条顿堡森林战役之后,切卢斯克族威震四方,连易北河以东的许多东日耳曼民族都遣使朝见阿米尼乌斯,表示恭顺之意。只有马波德(前面提到的那位马考曼族国王)自以为是罗马的盟友,不肯有所表示,他的那些附属民族因此也都动摇观望。阿米尼乌斯此时正要乘胜前进,联合所有的日耳曼民族,一举把罗马人赶过莱茵河,占领全高卢,见马波德居然没有加入自己的“统一战线”的意思,心里自然恼火。于是他派人给马波德送去了瓦卢斯总督的首级,表明自己希望双方结盟,讨伐罗马侵略军,共分高卢之意。但如果马波德不同意的话,他就只得“先安内,后攘外”了。偏偏此时提比略(时任罗马帝国日耳曼尼亚行省总督)也派来使团,卑辞厚礼的请求马波德看在双方多年友谊的份上,不要落井下石。马波德深知,此时保持中立是不可能的,自己必须得罪其中的一方。几经权衡利弊,他认为罗马帝国毕竟是老牌强国,阿米尼乌斯只不过是个走运的暴发户而已,一场战役的胜负并不足以改变双方的实力对比;何况在危急时刻背弃盟友,又是不道德的事。于是,他决定保持和罗马帝国的同盟,并把瓦卢斯的首级交给了提比略使团。阿米尼乌斯闻报大怒,遂调动其全部兵力,东下攻击马考曼王国。马波德也召集伦巴第、汪达尔、夸德等族联军迎战。双方旗鼓相当,从公元14年初一直打到公元16年底,依然不分胜负。此时,罗马帝国日耳曼行省新任总督 日尔曼尼库斯乘虚而入,于公元14年从今荷兰鹿特丹附近出发,经海上入维斯河,逆流而上,深入日耳曼敌境,在公元15年夏天以万分沉痛的心情凭吊了条顿堡森林战场,并掩埋了部分早已化为白骨的尸体。此后,日尔曼尼库斯更加猛烈地向敌人 进攻,从西北偷袭切卢斯克族的大后方。阿米尼乌斯闻迅后慌忙回师,结果被罗马军队以逸待劳,在安格里瓦尔瓦打得惨败。

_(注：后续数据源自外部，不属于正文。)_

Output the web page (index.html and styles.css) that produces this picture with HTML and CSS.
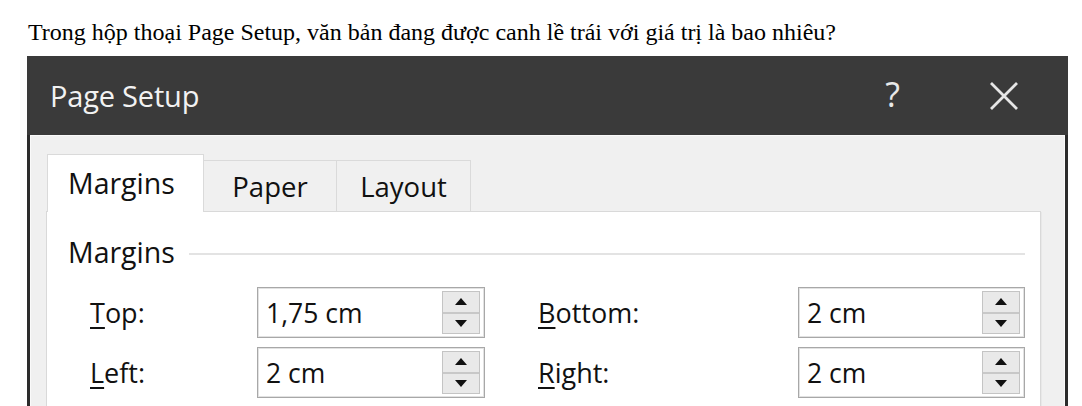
FILE: index.html
```html
<!DOCTYPE html>
<html lang="vi">
<head>
<meta charset="utf-8">
<title>Page Setup</title>
<link rel="stylesheet" href="styles.css">
</head>
<body>
<p class="question">Trong hộp thoại Page Setup, văn bản đang được canh lề trái với giá trị là bao nhiêu?</p>

<div class="dialog">
  <div class="titlebar">
    <span class="title">Page Setup</span>
    <span class="help">?</span>
    <svg class="close" width="32" height="30" viewBox="0 0 32 30" aria-label="Close">
      <path d="M3 2 L29 28 M29 2 L3 28" stroke="#e6e6e6" stroke-width="2.8" fill="none"/>
    </svg>
  </div>

  <div class="body">
    <div class="tabs">
      <div class="tab tab-margins active">Margins</div>
      <div class="tab tab-paper">Paper</div>
      <div class="tab tab-layout">Layout</div>
    </div>

    <div class="panel">
      <div class="group-head">
        <span class="group-label">Margins</span>
        <span class="group-rule"></span>
      </div>

      <div class="fields">
        <label class="field-label"><u>T</u>op:</label>
        <div class="spin">
          <span class="spin-value">1,75 cm</span>
          <span class="spin-btns"><span class="arrow up"></span><span class="arrow down"></span></span>
        </div>
        <label class="field-label col2"><u>B</u>ottom:</label>
        <div class="spin">
          <span class="spin-value">2 cm</span>
          <span class="spin-btns"><span class="arrow up"></span><span class="arrow down"></span></span>
        </div>

        <label class="field-label"><u>L</u>eft:</label>
        <div class="spin">
          <span class="spin-value">2 cm</span>
          <span class="spin-btns"><span class="arrow up"></span><span class="arrow down"></span></span>
        </div>
        <label class="field-label col2"><u>R</u>ight:</label>
        <div class="spin">
          <span class="spin-value">2 cm</span>
          <span class="spin-btns"><span class="arrow up"></span><span class="arrow down"></span></span>
        </div>
      </div>
    </div>
  </div>
</div>
</body>
</html>
```

FILE: styles.css
```css
html, body {
  margin: 0;
  padding: 0;
  background: #ffffff;
  overflow: hidden;
  height: 406px;
}

.question {
  margin: 0;
  padding: 18px 0 0 28px;
  height: 28px;
  font-family: "Liberation Serif", "Times New Roman", serif;
  font-size: 24px;
  line-height: 28px;
  color: #000;
}

.dialog {
  margin: 10px 0 0 27px;
  width: 1041px;
  font-family: "Open Sans", "Noto Sans", sans-serif;
  color: #111;
}

/* dark title bar */
.titlebar {
  height: 79px;
  background: #3a3a3a;
  display: flex;
  align-items: center;
  padding-left: 23px;
  box-sizing: border-box;
}

.title {
  font-size: 29px;
  color: #f2f2f2;
  flex: 1;
  letter-spacing: -0.2px;
}

.help {
  font-size: 34px;
  color: #e8e8e8;
  margin-right: 88px;
  margin-top: -4px;
}

.close {
  margin-right: 48px;
}

/* dialog client area */
.body {
  background: #f0f0f0;
  border-left: 3px solid #2c2c2c;
  border-right: 3px solid #2c2c2c;
  box-shadow: inset 1px 1px 0 #fafafa, inset -1px 0 0 #fafafa;
  padding: 19px 24px 40px 16px;
  height: 300px;
}

.tabs {
  display: flex;
  align-items: flex-end;
  height: 57px;
  padding-left: 1px;
}

.tab {
  height: 51px;
  box-sizing: border-box;
  border: 1px solid #dadada;
  border-bottom: none;
  background: #f0f0f0;
  font-size: 27.5px;
  display: flex;
  align-items: center;
  justify-content: center;
  margin-left: -1px;
}

.tab.active {
  height: 58px;
  background: #ffffff;
  position: relative;
  z-index: 1;
  margin-bottom: -1px;
  padding-bottom: 2px;
  justify-content: flex-start;
  padding-left: 20px;
  font-size: 28.5px;
}

.tab-margins { width: 157px; margin-left: 0; }
.tab-paper { width: 134px; }
.tab-layout { width: 135px; }

/* white tab page */
.panel {
  background: #ffffff;
  border: 1px solid #d9d9d9;
  box-shadow: 1px 1px 0 #e8e8e8;
  height: 260px;
  padding: 25px 15px 0 21px;
}

.group-head {
  display: flex;
  align-items: center;
  height: 30px;
}

.group-label {
  font-size: 28.5px;
  margin-right: 14px;
}

.group-rule {
  flex: 1;
  height: 2px;
  background: #e3e3e3;
  margin-top: 4px;
}

.fields {
  display: grid;
  grid-template-columns: 167px 228px 313px 227px;
  grid-auto-rows: 51px;
  row-gap: 9px;
  margin-top: 20px;
  margin-left: 22px;
  align-items: center;
}

.field-label {
  font-size: 27px;
}

.field-label.col2 {
  padding-left: 53px;
}

.field-label u {
  text-decoration-thickness: 2px;
  text-underline-offset: 4px;
}

.spin {
  height: 51px;
  box-sizing: border-box;
  border: 1px solid #a8a8a8;
  box-shadow: inset 0 0 0 1px #e2e2e2;
  display: flex;
  align-items: center;
  padding: 3px 4px 3px 8px;
  background: #ffffff;
}

.spin-value {
  flex: 1;
  font-size: 26.5px;
}

.spin-btns {
  width: 38px;
  height: 100%;
  box-sizing: border-box;
  border: 1px solid #c4c4c4;
  background: #e9e9e9;
  display: flex;
  flex-direction: column;
}

.arrow {
  flex: 1;
  display: flex;
  align-items: center;
  justify-content: center;
}

.arrow.up {
  border-bottom: 2px solid #c8c8c8;
}

.arrow::before {
  content: "";
  width: 0;
  height: 0;
  border-left: 6px solid transparent;
  border-right: 6px solid transparent;
}

.arrow.up::before {
  border-bottom: 7px solid #111;
}

.arrow.down::before {
  border-top: 7px solid #111;
}
```
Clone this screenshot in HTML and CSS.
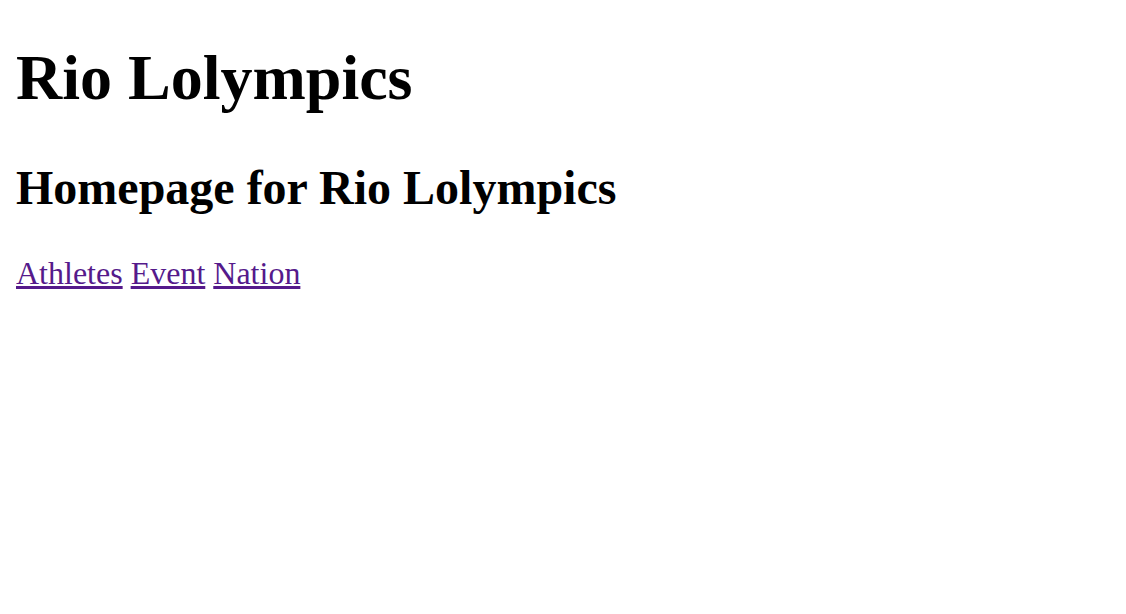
FILE: index.html
```html
<!DOCTYPE html>
<html lang="en">
<head>
<meta charset="utf-8">
<title>Rio Lolympics</title>
<link rel="stylesheet" href="styles.css">
</head>
<body class="page">
<h1 class="title">Rio Lolympics</h1>
<h2 class="subtitle">Homepage for Rio Lolympics</h2>
<nav class="nav">
<a class="nav-link" href="#athletes">Athletes</a>
<a class="nav-link" href="#event">Event</a>
<a class="nav-link" href="#nation">Nation</a>
</nav>
</body>
</html>
```
FILE: styles.css
```css
html { background: #fff; }
.page {
  margin: 16px;
  font-family: "Liberation Serif", "Times New Roman", serif;
  font-size: 32px;
  color: #000;
}
.title {
  font-size: 64px;
  font-weight: bold;
  margin: 25px 0 44.88px;
}
.subtitle {
  font-size: 48px;
  font-weight: bold;
  margin: 39.84px 0;
}
.nav {
  display: block;
  margin: 32px 0;
}
.nav-link {
  color: #551a8b;
  text-decoration: underline;
}
```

在此役中,阿米尼乌斯几乎是只身逃走,他怀孕的妻子斯图内尔达被俘,当年在条顿堡森林之战中获得的三面罗马军团鹰旗也有两面被日耳曼尼库斯“收回”。而这时马考曼王国的国王马波德也是精疲力竭,在安格里瓦尔瓦战役结束,日耳曼尼库斯撤兵之后,阿米尼乌斯和马波德双方继续整军再战。这次阿米尼乌斯大获全胜,而提比略许诺的救兵却迟迟不到,各附属民族纷纷转而投靠阿米尼乌斯,一度强大的马考曼王国瞬间土崩瓦解。国民无不埋怨马波德的外交决策失误,沮丧的贵族们在公元19年发动了政变,推举瓦尼乌斯为新国王,众叛亲离的马波德只得落荒逃往意大利,被提比略安置在拉文纳城软禁起来,靠着难民救济粮度过余生。由于阿米尼乌斯在公元21年被人谋杀,马考曼民族因此得以幸存下来。自从马考曼族和切卢斯克族这两个短命的地区霸权同归于尽之后,西日耳曼人便失去了核心领导民族。在继续混战了一番之后,它们中的大部分又再次改向罗马帝国称臣。